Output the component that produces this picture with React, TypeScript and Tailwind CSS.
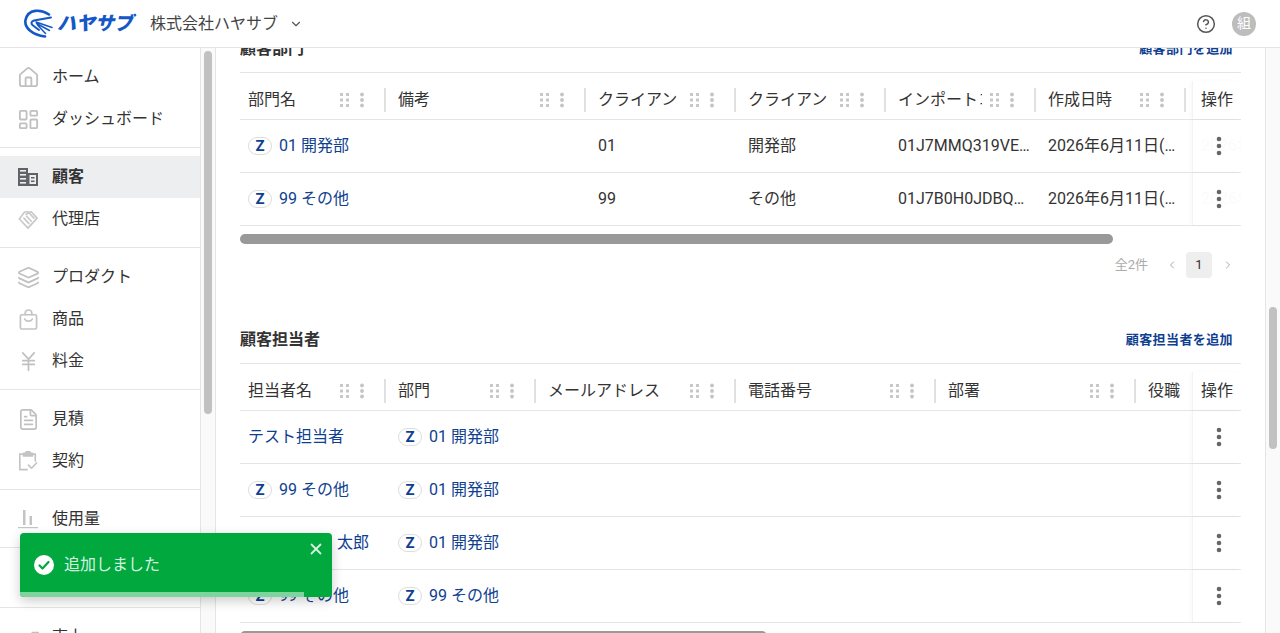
import React from "react";
import { ChevronDown, ChevronLeft, ChevronRight, CircleHelp, FileText, Home, JapaneseYen, Layers, LayoutDashboard, X, TrendingUp, Receipt } from "lucide-react";

const iconCls = "w-[23px] h-[23px] shrink-0 text-[#c0c0c0]";

const BuildingIcon = () => (
  <svg viewBox="0 0 20 18" className="w-[20px] h-[18px]" fill="#5f6368">
    <path d="M0 0h10v5h10v13H0z" />
    <g fill="#eceef0">
      <rect x="2" y="2" width="6" height="1.6" />
      <rect x="2" y="6" width="6" height="1.6" />
      <rect x="2" y="10" width="6" height="1.6" />
      <rect x="2" y="14" width="6" height="1.6" />
      <rect x="11.5" y="7" width="6.5" height="9" />
    </g>
    <rect x="13" y="9" width="3.5" height="1.5" />
    <rect x="13" y="12.5" width="3.5" height="1.5" />
  </svg>
);
const HandshakeIcon = () => (
  <svg viewBox="0 0 22 22" className="w-[21px] h-[21px]" fill="none" stroke="#c8c8c8" strokeWidth="1.800" strokeLinejoin="round" strokeLinecap="round">
    <path d="M7 3 10 2.500l2 .5 2.500-.5L21 9.500 11 20.500 1.500 10.500z" />
    <path d="M6.500 9.500l5.500 6M9.500 7.500l5 5.500M9 5.500l3-2 5.500 6" />
  </svg>
);
const BagIcon = () => (
  <svg viewBox="0 0 20 22" className="w-[19px] h-[21px]" fill="none" stroke="#c4c4c4" strokeWidth="1.800" strokeLinejoin="round" strokeLinecap="round">
    <rect x="1.500" y="6" width="17" height="15" rx="1.500" />
    <path d="M6.500 6V4.500a3.500 3.500 0 0 1 7 0V6M6 10.500c1.500 3 6.500 3 8 0" />
  </svg>
);
const ClipboardIcon = () => (
  <svg viewBox="0 0 22 22" className="w-[20px] h-[20px]" fill="none" stroke="#c4c4c4" strokeWidth="1.800" strokeLinejoin="round" strokeLinecap="round">
    <path d="M6 3.500H2v17h8M16 3.500h3V11" />
    <path d="M6 2.500h2.500a2.500 2 0 0 1 5 0H16v3H6z" fill="#c4c4c4" />
    <path d="M11.500 15.500l3.500 3.500 5.500-6" />
  </svg>
);
const BarsIcon = () => (
  <svg viewBox="0 0 20 20" className="w-[20px] h-[20px]" fill="#c4c4c4">
    <rect x="5" y="1" width="2.500" height="15" />
    <rect x="11.500" y="7" width="2.500" height="9" />
    <rect x="0" y="18" width="20" height="1.200" />
  </svg>
);

type NavItem = { label: string; icon: React.ReactNode; active?: boolean };
const groups: NavItem[][] = [
  [
    { label: "ホーム", icon: <Home className={iconCls} strokeWidth={1.9} /> },
    { label: "ダッシュボード", icon: <LayoutDashboard className={iconCls} strokeWidth={1.9} /> },
  ],
  [
    { label: "顧客", icon: <BuildingIcon />, active: true },
    { label: "代理店", icon: <HandshakeIcon /> },
  ],
  [
    { label: "プロダクト", icon: <Layers className={iconCls} strokeWidth={1.8} /> },
    { label: "商品", icon: <BagIcon /> },
    { label: "料金", icon: <JapaneseYen className={iconCls} strokeWidth={1.8} /> },
  ],
  [
    { label: "見積", icon: <FileText className={iconCls} strokeWidth={1.8} /> },
    { label: "契約", icon: <ClipboardIcon /> },
  ],
  [{ label: "使用量", icon: <BarsIcon /> }],
  [{ label: "請求", icon: <Receipt className={iconCls} strokeWidth={1.8} /> }],
  [{ label: "売上", icon: <TrendingUp className={iconCls} strokeWidth={1.8} /> }],
];

const Logo = () => (
  <div className="flex items-center w-[110px]">
    <svg viewBox="0 0 29 29" className="w-[29px] h-[29px] shrink-0" fill="none" stroke="#1458c8" strokeLinecap="round">
      <path d="M25 5.500C17 0 4 -.500 1.500 11 0 19 9 26 21 27.500" strokeWidth="2.600" />
      <path d="M27 8.500 10 11.500C7 12.500 6.500 14.500 9 16.500L15 21" strokeWidth="2" />
      <path d="M12 13l16 5.500M12.500 14.500l13 7M13.500 16l8 8.500" strokeWidth="1.500" />
    </svg>
    <span className="ml-[4px] text-[19px] leading-none font-black italic tracking-[0px] text-[#1458c8] whitespace-nowrap">ハヤサブ</span>
  </div>
);

const GripIcon = () => (
  <svg viewBox="0 0 10 14" className="w-[10px] h-[14px] shrink-0" fill="#c8c8c8">
    {[0, 5.5, 11].map((y) => (
      <React.Fragment key={y}>
        <rect x="0" y={y} width="3" height="3" />
        <rect x="6" y={y} width="3" height="3" />
      </React.Fragment>
    ))}
  </svg>
);
const HeadKebab = () => (
  <svg viewBox="0 0 8 16" className="w-[8px] h-[16px] shrink-0" fill="#c4c4c4">
    <circle cx="4" cy="2.500" r="1.900" />
    <circle cx="4" cy="8" r="1.900" />
    <circle cx="4" cy="13.500" r="1.900" />
  </svg>
);
const RowKebab = () => (
  <svg viewBox="0 0 20 20" className="w-[20px] h-[20px] shrink-0 relative" fill="#666">
    <circle cx="10" cy="3" r="2.300" />
    <circle cx="10" cy="10" r="2.300" />
    <circle cx="10" cy="17" r="2.300" />
  </svg>
);

const ZName = ({ text }: { text: string }) => (
  <span className="flex items-center text-[#0f3f91] min-w-0">
    <span className="w-[24px] h-[18px] shrink-0 rounded-full border border-[#dddddd] flex items-center justify-center text-[15px] leading-none font-bold mr-[7px]">Z</span>
    <span className="whitespace-nowrap">{text}</span>
  </span>
);

type Col = { title: string; w: string };
type Cell = React.ReactNode;

function DataTable({ cols, rows, ghost }: { cols: Col[]; rows: Cell[][]; ghost?: string[] }) {
  return (
    <div className="border-t border-[#e5e5e5] text-[16px] text-[#333333]">
      <div className="flex h-[47px] border-b border-[#e5e5e5]">
        <div className="flex-1 min-w-0 flex overflow-hidden pt-2">
          {cols.map((c) => (
            <div key={c.title} className={`${c.w} shrink-0 flex items-center pl-2 pr-[4px]`}>
              <span className="flex-1 min-w-0 overflow-hidden whitespace-nowrap">{c.title}</span>
              <span className="ml-[8px] mr-[8px] shrink-0"><GripIcon /></span>
              <HeadKebab />
              <span className="ml-[18px] w-[2px] h-[24px] bg-[#e0e0e0] shrink-0" />
            </div>
          ))}
        </div>
        <div className="w-[49px] shrink-0 mt-2 border-l border-[#f3f3f3] shadow-[-2px_0_3px_rgba(0,0,0,0.025)] pl-2 flex items-center whitespace-nowrap">操作</div>
      </div>
      {rows.map((row, i) => (
        <div key={i} className="flex h-[53px] border-b border-[#e5e5e5]">
          <div className="flex-1 min-w-0 flex overflow-hidden">
            {cols.map((c, j) => (
              <div key={c.title} className={`${c.w} shrink-0 flex items-center px-2 min-w-0`}>
                {typeof row[j] === "string" ? <span className="truncate">{row[j]}</span> : row[j]}
              </div>
            ))}
          </div>
          <div className="w-[49px] shrink-0 border-l border-[#f3f3f3] shadow-[-2px_0_3px_rgba(0,0,0,0.025)] pl-4 flex items-center relative overflow-hidden">
            {ghost && <span className="absolute left-[8px] text-[#fbfbfb] whitespace-nowrap">{ghost[i]}</span>}
            <RowKebab />
          </div>
        </div>
      ))}
    </div>
  );
}

const SectionHead = ({ title, action }: { title: string; action: string }) => (
  <div className="flex items-center justify-between h-[46px]">
    <h2 className="text-[16px] font-semibold text-[#333333]">{title}</h2>
    <a className="pr-2 text-[13px] tracking-[0.4px] font-semibold text-[#0f3f91]">{action}</a>
  </div>
);

const dept: Col[] = [
  { title: "部門名", w: "w-[150px]" },
  { title: "備考", w: "w-[200px]" },
  { title: "クライアントコード", w: "w-[150px]" },
  { title: "クライアント名", w: "w-[150px]" },
  { title: "インポートコード", w: "w-[150px]" },
  { title: "作成日時", w: "w-[150px]" },
];
const people: Col[] = [
  { title: "担当者名", w: "w-[150px]" },
  { title: "部門", w: "w-[150px]" },
  { title: "メールアドレス", w: "w-[200px]" },
  { title: "電話番号", w: "w-[200px]" },
  { title: "部署", w: "w-[200px]" },
  { title: "役職", w: "w-[150px]" },
];

export default function App() {
  return (
    <div className="h-screen overflow-hidden flex flex-col bg-white relative font-[Roboto,'Noto_Sans_CJK_JP',sans-serif] text-[#333333]">
      <header className="h-[48px] shrink-0 border-b border-[#e5e5e5] flex items-center pl-[24px] pr-[24px]">
        <Logo />
        <span className="ml-[17px] text-[16px] text-[#444444] whitespace-nowrap -translate-x-px">株式会社ハヤサブ</span>
        <ChevronDown className="w-[14px] h-[14px] ml-[10px] text-[#555555]" />
        <div className="ml-auto flex items-center gap-[16px]">
          <CircleHelp className="w-[20px] h-[20px] text-[#555555]" strokeWidth={1.8} />
          <span className="w-[24px] h-[24px] rounded-full bg-[#bdbdbd] text-white text-[14px] flex items-center justify-center">組</span>
        </div>
      </header>

      <div className="flex-1 min-h-0 flex overflow-hidden">
        <nav className="w-[201px] shrink-0 border-r border-[#e5e5e5] overflow-hidden">
          {groups.map((g, i) => (
            <div key={i} className={`pt-2 border-b border-[#e5e5e5] ${i === 5 ? "pb-[9px]" : "pb-[7px]"}`}>
              {g.map((it) => (
                <div key={it.label} className={`h-[42px] flex items-center pl-[18px] ${it.active ? "bg-[#eceef0] font-semibold" : ""}`}>
                  <span className="w-[20px] flex items-center justify-center shrink-0">{it.icon}</span>
                  <span className="ml-[14px] text-[16px] whitespace-nowrap">{it.label}</span>
                </div>
              ))}
            </div>
          ))}
        </nav>
        <div className="w-[14px] shrink-0 bg-[#fafafa] pl-[3px] pt-[3px]">
          <div className="w-[8px] h-[363px] rounded-full bg-[#c1c1c1]" />
        </div>

        <main className="flex-1 min-w-0 border-l border-[#e5e5e5] px-[24px] overflow-hidden">
          <div className="-mt-[22px]">
            <section className="mb-[39px]">
              <SectionHead title="顧客部門" action="顧客部門を追加" />
              <DataTable
                cols={dept}
                ghost={["2026年", "2026年"]}
                rows={[
                  [<ZName text="01 開発部" />, "", "01", "開発部", "01J7MMQ319VEK2N8ABCDEF", "2026年6月11日(木) 10:00"],
                  [<ZName text="99 その他" />, "", "99", "その他", "01J7B0H0JDBQ5T3XABCDEF", "2026年6月11日(木) 10:00"],
                ]}
              />
              <div className="mt-2 h-[10px] w-[873px] rounded-full bg-[#999999]" />
              <div className="mt-2 h-[26px] flex items-center justify-end text-[13px]">
                <span className="text-[#aaaaaa] mr-[11px]">全2件</span>
                <span className="w-[26px] mr-px flex justify-center"><ChevronLeft className="w-[12px] h-[12px] text-[#aaaaaa]" /></span>
                <span className="w-[26px] h-[26px] rounded bg-[#eeeeee] flex items-center justify-center text-[#333333]">1</span>
                <span className="w-[26px] ml-[3px] flex justify-center"><ChevronRight className="w-[12px] h-[12px] text-[#aaaaaa]" /></span>
              </div>
            </section>

            <section>
              <SectionHead title="顧客担当者" action="顧客担当者を追加" />
              <DataTable
                cols={people}
                rows={[
                  [<span className="text-[#0f3f91] whitespace-nowrap">テスト担当者</span>, <ZName text="01 開発部" />, "", "", "", ""],
                  [<ZName text="99 その他" />, <ZName text="01 開発部" />, "", "", "", ""],
                  [<ZName text="99 テス 太郎" />, <ZName text="01 開発部" />, "", "", "", ""],
                  [<ZName text="99 その他" />, <ZName text="99 その他" />, "", "", "", ""],
                ]}
              />
              <div className="mt-2 h-[10px] w-[527px] rounded-full bg-[#999999]" />
            </section>
          </div>
        </main>

        <div className="w-[15px] shrink-0 bg-[#fafafa] border-l border-[#e5e5e5] pl-[3px] pt-[259px]">
          <div className="w-[8px] h-[142px] rounded-full bg-[#c1c1c1]" />
        </div>
      </div>

      <div className="absolute left-[20px] top-[533px] w-[312px] h-[64px] rounded bg-[#00a83e] overflow-hidden shadow-[0_4px_12px_rgba(0,0,0,0.2)] flex items-start text-[#d6f2e0]">
        <div className="flex items-center h-[59px] pt-[5px] pl-[14px]">
          <svg viewBox="0 0 20 20" className="w-[20px] h-[20px]">
            <circle cx="10" cy="10" r="10" fill="white" />
            <path d="M5.500 10.500l3 3 6-6.500" fill="none" stroke="#00a83e" strokeWidth="2.200" strokeLinecap="round" strokeLinejoin="round" />
          </svg>
          <span className="ml-[10px] text-[16px] whitespace-nowrap">追加しました</span>
        </div>
        <X className="w-[18px] h-[18px] ml-auto mt-[7px] mr-[7px]" strokeWidth={2.400} />
        <div className="absolute left-0 bottom-0 h-[5px] w-[284px] bg-[#7dd49c]" />
      </div>
    </div>
  );
}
----
### PROBLEM DESCRIPTION
Extract, word for word, each line from the top of the data down to and including the line with "X, TrendingUp, Receipt"; skip the pictures.

### OUTPUT FOR THIS EXERCISE
Output the component that produces this picture with React, TypeScript and Tailwind CSS.
import React from "react";
import { ChevronDown, ChevronLeft, ChevronRight, CircleHelp, FileText, Home, JapaneseYen, Layers, LayoutDashboard, X, TrendingUp, Receipt } from "lucide-react";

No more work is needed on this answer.